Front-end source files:
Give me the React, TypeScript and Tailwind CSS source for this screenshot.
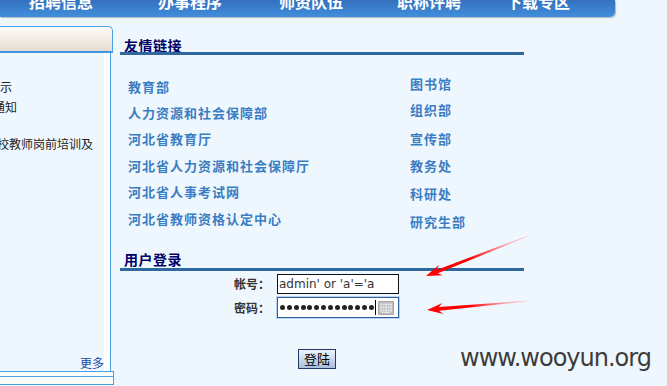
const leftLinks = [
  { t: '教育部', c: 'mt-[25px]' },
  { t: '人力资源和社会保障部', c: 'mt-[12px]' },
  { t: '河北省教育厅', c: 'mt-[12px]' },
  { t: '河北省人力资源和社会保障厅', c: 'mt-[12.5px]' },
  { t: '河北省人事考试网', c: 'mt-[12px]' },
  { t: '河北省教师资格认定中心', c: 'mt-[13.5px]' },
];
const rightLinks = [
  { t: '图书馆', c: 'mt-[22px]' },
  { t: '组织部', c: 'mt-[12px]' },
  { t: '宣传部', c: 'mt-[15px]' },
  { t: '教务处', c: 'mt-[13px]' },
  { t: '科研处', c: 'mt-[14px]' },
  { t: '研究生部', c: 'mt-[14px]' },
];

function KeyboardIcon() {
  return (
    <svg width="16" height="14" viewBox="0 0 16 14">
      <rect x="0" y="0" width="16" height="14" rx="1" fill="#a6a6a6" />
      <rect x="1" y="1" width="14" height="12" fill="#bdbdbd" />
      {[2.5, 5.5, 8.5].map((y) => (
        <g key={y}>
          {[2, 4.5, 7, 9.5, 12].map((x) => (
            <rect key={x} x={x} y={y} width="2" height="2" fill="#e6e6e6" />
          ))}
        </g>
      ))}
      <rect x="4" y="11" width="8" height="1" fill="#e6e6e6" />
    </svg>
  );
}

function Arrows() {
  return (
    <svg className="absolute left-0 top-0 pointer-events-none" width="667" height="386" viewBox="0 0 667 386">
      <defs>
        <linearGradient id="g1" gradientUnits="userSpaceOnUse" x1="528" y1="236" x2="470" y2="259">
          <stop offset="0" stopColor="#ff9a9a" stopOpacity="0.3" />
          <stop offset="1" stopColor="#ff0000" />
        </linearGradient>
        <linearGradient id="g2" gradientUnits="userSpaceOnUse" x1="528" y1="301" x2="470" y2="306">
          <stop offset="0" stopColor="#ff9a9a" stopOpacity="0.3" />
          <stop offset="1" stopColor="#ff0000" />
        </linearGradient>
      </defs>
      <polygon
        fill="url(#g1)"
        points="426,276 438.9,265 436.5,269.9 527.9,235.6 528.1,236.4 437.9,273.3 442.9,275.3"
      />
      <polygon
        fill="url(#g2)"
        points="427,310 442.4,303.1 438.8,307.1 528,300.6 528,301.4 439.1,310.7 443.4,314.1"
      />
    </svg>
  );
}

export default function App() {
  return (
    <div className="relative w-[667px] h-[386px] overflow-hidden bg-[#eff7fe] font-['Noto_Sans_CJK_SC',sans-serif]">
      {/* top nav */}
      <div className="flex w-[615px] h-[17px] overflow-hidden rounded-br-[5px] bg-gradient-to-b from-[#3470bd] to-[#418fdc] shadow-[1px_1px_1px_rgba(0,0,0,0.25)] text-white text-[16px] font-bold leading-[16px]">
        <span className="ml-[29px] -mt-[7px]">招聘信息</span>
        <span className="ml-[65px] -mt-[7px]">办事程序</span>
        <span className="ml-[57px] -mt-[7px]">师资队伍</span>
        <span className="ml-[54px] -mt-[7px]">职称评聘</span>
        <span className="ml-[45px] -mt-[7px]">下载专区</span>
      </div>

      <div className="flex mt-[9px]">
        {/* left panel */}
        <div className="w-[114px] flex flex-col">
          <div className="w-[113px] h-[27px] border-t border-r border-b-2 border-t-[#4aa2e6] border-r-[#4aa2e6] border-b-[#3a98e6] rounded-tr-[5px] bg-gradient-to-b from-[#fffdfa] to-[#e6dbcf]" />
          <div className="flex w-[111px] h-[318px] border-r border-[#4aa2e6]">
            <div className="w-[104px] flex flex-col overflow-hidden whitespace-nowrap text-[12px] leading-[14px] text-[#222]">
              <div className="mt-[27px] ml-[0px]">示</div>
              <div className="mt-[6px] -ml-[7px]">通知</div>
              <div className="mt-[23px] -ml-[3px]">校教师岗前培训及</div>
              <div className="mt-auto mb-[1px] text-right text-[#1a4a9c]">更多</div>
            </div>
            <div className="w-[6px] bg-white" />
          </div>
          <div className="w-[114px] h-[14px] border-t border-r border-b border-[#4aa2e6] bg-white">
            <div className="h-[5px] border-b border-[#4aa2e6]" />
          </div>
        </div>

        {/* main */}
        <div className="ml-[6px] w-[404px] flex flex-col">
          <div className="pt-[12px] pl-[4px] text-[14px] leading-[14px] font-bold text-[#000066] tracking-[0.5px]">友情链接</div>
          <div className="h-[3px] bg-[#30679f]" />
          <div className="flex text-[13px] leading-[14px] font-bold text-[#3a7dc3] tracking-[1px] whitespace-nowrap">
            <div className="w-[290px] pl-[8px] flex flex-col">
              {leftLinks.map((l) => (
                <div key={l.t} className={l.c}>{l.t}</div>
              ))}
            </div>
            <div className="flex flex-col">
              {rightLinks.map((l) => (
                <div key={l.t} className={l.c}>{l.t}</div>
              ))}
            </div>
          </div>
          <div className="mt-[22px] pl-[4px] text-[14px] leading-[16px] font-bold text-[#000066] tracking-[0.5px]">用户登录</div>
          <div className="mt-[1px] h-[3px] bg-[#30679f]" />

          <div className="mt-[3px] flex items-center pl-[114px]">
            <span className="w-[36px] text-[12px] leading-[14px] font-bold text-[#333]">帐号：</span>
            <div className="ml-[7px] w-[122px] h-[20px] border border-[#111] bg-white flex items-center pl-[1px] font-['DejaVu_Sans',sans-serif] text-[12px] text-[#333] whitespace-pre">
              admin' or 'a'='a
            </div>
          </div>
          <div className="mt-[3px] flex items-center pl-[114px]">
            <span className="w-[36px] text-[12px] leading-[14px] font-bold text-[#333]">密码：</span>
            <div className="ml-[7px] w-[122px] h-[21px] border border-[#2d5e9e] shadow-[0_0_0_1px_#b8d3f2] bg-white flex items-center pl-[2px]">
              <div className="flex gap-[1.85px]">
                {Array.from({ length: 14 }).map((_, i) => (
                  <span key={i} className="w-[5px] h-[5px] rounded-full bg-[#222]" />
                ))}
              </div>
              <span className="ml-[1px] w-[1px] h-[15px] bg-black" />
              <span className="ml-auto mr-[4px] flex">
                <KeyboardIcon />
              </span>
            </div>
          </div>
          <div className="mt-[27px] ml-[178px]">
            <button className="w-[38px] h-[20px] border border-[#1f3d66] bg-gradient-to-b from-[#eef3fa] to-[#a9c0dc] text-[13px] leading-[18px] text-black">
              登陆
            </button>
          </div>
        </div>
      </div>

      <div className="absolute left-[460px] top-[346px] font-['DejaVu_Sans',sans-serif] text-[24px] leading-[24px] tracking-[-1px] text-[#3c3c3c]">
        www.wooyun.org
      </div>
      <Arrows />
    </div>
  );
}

--

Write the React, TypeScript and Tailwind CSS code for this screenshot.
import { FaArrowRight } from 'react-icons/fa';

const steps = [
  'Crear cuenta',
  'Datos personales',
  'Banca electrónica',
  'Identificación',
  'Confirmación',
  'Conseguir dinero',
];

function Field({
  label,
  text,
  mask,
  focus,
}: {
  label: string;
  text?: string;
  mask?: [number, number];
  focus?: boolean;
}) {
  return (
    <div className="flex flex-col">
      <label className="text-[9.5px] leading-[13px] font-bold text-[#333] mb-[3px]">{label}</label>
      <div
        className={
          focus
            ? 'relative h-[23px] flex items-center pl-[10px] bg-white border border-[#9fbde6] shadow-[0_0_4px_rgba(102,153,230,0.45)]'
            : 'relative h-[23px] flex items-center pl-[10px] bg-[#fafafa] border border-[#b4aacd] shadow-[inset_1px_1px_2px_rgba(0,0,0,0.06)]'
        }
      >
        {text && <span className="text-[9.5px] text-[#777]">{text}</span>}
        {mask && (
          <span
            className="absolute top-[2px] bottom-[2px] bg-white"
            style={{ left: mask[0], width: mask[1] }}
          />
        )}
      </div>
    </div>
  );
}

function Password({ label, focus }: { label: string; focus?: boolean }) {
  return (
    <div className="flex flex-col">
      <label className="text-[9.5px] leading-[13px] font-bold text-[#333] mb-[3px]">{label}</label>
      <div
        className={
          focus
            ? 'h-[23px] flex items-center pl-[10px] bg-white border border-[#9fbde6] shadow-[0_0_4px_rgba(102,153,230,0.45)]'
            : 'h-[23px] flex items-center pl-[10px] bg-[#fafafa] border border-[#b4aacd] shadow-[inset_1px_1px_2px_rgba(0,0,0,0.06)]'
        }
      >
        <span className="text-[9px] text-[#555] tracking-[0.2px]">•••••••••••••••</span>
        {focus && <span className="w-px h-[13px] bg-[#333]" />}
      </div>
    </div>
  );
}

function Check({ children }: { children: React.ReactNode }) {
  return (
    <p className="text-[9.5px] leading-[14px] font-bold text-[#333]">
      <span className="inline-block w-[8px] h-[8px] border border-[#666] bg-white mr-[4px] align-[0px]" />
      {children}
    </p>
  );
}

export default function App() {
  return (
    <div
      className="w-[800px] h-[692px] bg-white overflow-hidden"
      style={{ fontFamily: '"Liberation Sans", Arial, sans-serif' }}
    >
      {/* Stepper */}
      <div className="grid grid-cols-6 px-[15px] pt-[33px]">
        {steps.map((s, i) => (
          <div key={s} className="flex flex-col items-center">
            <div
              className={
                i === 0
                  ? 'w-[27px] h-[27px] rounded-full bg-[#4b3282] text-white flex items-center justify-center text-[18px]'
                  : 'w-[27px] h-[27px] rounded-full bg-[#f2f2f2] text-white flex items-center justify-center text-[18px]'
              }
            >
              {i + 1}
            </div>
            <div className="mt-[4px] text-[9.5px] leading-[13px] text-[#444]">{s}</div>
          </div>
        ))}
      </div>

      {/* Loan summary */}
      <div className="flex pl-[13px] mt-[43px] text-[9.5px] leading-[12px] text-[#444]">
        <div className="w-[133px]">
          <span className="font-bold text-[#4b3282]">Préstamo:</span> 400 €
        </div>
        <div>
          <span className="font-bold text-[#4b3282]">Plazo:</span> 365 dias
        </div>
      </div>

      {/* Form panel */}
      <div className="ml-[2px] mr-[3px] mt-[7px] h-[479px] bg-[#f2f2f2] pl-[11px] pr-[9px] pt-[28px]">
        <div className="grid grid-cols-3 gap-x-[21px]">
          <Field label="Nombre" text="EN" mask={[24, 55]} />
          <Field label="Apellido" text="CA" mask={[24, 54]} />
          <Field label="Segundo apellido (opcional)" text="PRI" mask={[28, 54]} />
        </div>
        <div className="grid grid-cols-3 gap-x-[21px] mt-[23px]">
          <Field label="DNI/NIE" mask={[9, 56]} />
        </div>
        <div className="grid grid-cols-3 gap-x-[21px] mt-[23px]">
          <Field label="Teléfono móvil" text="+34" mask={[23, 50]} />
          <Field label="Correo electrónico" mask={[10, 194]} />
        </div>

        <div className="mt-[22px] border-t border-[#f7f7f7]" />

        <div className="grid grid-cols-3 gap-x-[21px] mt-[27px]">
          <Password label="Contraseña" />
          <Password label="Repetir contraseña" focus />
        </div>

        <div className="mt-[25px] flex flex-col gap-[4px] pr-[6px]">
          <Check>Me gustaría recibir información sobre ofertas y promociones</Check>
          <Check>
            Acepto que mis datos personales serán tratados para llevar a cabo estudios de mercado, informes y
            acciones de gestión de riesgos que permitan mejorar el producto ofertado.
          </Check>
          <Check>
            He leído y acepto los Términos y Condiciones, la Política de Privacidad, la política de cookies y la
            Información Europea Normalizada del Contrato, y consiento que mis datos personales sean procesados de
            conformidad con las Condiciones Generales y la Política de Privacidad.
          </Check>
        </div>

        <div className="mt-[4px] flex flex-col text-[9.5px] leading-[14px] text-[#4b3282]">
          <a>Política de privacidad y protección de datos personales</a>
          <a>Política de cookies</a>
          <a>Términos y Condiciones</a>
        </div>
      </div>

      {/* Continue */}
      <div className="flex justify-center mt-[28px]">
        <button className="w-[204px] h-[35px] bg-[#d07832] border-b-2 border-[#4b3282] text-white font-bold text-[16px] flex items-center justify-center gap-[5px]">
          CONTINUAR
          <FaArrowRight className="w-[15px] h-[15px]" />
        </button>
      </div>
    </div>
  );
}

==

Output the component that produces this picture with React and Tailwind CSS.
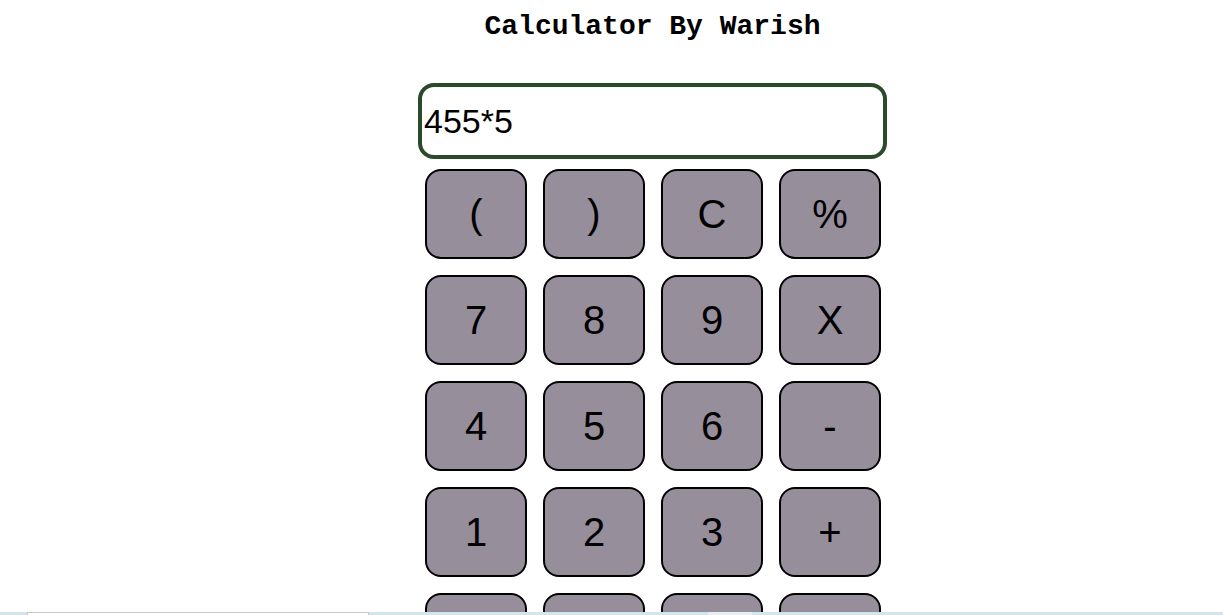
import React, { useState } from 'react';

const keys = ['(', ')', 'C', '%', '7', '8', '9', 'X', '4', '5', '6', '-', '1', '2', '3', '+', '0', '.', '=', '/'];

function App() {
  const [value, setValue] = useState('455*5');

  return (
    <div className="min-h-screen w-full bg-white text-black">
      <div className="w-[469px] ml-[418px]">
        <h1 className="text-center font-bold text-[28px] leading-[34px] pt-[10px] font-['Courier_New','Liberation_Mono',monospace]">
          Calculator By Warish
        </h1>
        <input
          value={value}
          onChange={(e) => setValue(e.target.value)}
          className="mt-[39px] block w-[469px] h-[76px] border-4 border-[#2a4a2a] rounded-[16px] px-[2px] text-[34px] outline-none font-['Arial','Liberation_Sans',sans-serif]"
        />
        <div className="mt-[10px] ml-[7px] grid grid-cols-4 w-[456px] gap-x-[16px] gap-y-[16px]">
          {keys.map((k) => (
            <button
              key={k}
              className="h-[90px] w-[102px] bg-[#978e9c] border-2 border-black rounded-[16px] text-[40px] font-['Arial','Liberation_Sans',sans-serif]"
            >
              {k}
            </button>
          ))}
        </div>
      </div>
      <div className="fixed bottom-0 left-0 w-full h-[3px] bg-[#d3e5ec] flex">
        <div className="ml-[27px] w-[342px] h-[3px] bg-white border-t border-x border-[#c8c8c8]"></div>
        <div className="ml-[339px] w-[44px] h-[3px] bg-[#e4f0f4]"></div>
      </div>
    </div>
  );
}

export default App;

◆ **WRITTEN PROBLEM**
Give back the exact lines above, running from the one that has "Output the component" through the one that has "const [value, setValue]", with nothing added and no pictures.

◆ **THE RESPONSE**
Output the component that produces this picture with React and Tailwind CSS.
import React, { useState } from 'react';

const keys = ['(', ')', 'C', '%', '7', '8', '9', 'X', '4', '5', '6', '-', '1', '2', '3', '+', '0', '.', '=', '/'];

function App() {
  const [value, setValue] = useState('455*5');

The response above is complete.